The working principles of common B&R modules 

Input/Output Modules:

• Digital Input Module: Digital signals from external devices such as switch signals and sensor status signals are input to the module. The internal circuit of the module processes and converts the input signals into a digital form that can be recognized by the control system and transmits them to the controller or other related modules through the communication interface. For example, when a photoelectric sensor detects an object passing by, it generates a high or low level signal. The digital input module converts this signal and transmits it to the control system so that the system knows the detection status of the object.

• Digital Output Module: When the control system issues a control command, the digital output module receives the command signal. The internal circuit of the module controls the on and off of the output circuit according to the command to output the corresponding digital signal to control the switching, starting and stopping actions of external devices. For instance, when the control system wants to start a motor, the digital output module will output a high-level signal to connect the starting circuit of the motor and start the motor.

• Analog Input Module: External analog signals such as continuous changing voltage signals output by temperature sensors and current signals output by pressure sensors enter the module through connection lines. The analog signal processing circuit inside the module amplifies, filters, and performs analog-to-digital conversion on the input analog signals to convert the analog signals into digital signals. Then, the digital signals are transmitted to the control system through the communication interface so that the control system can analyze and process the analog quantity.

• Analog Output Module: After the digital signal output by the control system enters the analog output module, the digital-to-analog conversion circuit inside the module converts the digital signal into an analog signal. The converted analog signal is output through the output interface to control devices that require analog signal input, such as frequency converters and proportional valves, thereby realizing continuous control of external devices. For example, when the control system wants to adjust the opening degree of an electric valve, it will output a corresponding current signal through the analog output module to the control mechanism of the valve to make the valve open to the specified opening degree.

Communication Modules:

• Fieldbus Communication Module: This module is responsible for realizing fieldbus communication between different devices in the automation system. It will encapsulate and encode the data to be sent according to the specifications of the supported fieldbus protocol (such as Profibus DP, Profinet, EtherCAT, etc.), making it conform to the format requirements of the protocol. Then, the data is sent to the bus through the physical connection line. At the same time, the module will receive the data sent by other devices on the bus and decode and decapsulate the data and transmit it to the local control system or related modules. In this way, different devices can exchange data and communicate through the fieldbus.
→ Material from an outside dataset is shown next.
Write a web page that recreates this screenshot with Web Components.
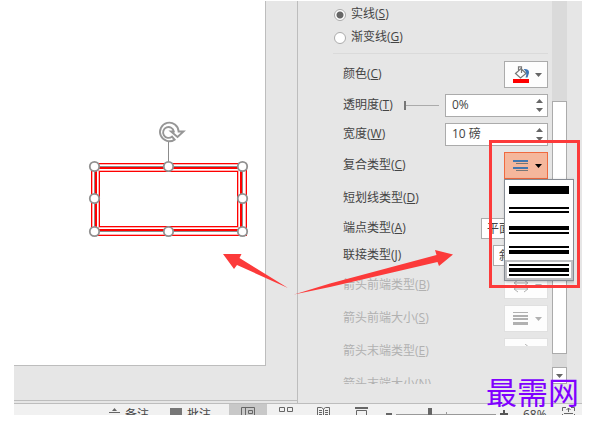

• Ethernet Communication Module: The Ethernet communication module works based on Ethernet communication protocols (such as Ethernet/IP, Modbus TCP, etc.). It converts the data from the control system or other modules into Ethernet packets and sends them to the network through the Ethernet interface. The module will also receive Ethernet packets from the network, parse them, and transmit the data to the local system or module. In this way, it realizes communication with upper computers and other Ethernet devices as well as remote monitoring and management functions.

Controller Modules:

• Programmable Logic Controller (PLC) Module: As the core control component of the automation system, the PLC module continuously executes the scanning program in a loop. First, the module samples the input signals and reads the status information of external devices obtained by the input module. Then, according to the control program written by the user, it performs logical operations and processing on the input signals, and performs judgment, calculation and other operations according to the logical relationships and algorithms set in the program. Finally, according to the processing results, it outputs control signals through the output module to control the operation of external devices. For example, in an automated production line, the PLC module controls the actions of a robotic arm according to the workpiece position and status information detected by sensors to realize the operations of grasping, transporting and placing workpieces.

• Industrial PC Module: The working principle of the industrial PC module is similar to that of an ordinary personal computer, but it is optimized in hardware and software to meet the requirements of the industrial environment. It uses the processor to calculate and process various data and runs the control software and monitoring software installed on it. These softwares can realize advanced control, management and monitoring of the production process, and at the same time provide a friendly human-machine interaction interface to facilitate operators to operate and monitor. The industrial PC module can communicate with other modules, obtain data from field devices, and analyze and process these data to make reasonable control decisions.

Motion Control Modules:

• Servo Drive Module: First, the module rectifies the input three-phase power or mains power through a three-phase full-bridge rectifier circuit to obtain the corresponding direct current. Then, the rectified direct current is frequency-converted by a three-phase sine PWM voltage source inverter to convert the direct current into three-phase alternating current with variable frequency and voltage to drive the three-phase permanent magnet synchronous AC servo motor. During the process of driving the motor, the module will monitor the running status of the motor in real time, such as speed, position, current, etc., and compare it with the set target value according to the feedback information. Through the control algorithm, the speed, position and torque of the motor are precisely controlled to achieve high-precision motion control.

• Stepper Motor Drive Module: The module controls the rotation of the stepper motor according to the pulse signal and direction signal issued by the control system. When a pulse signal is received, the module will drive the stepper motor to rotate a fixed angle (step angle). By controlling the frequency and number of pulse signals, the speed and rotation angle of the stepper motor can be controlled. At the same time, the module will also monitor and protect the running status of the stepper motor, such as overcurrent protection and overheating protection, to ensure the normal operation of the stepper motor.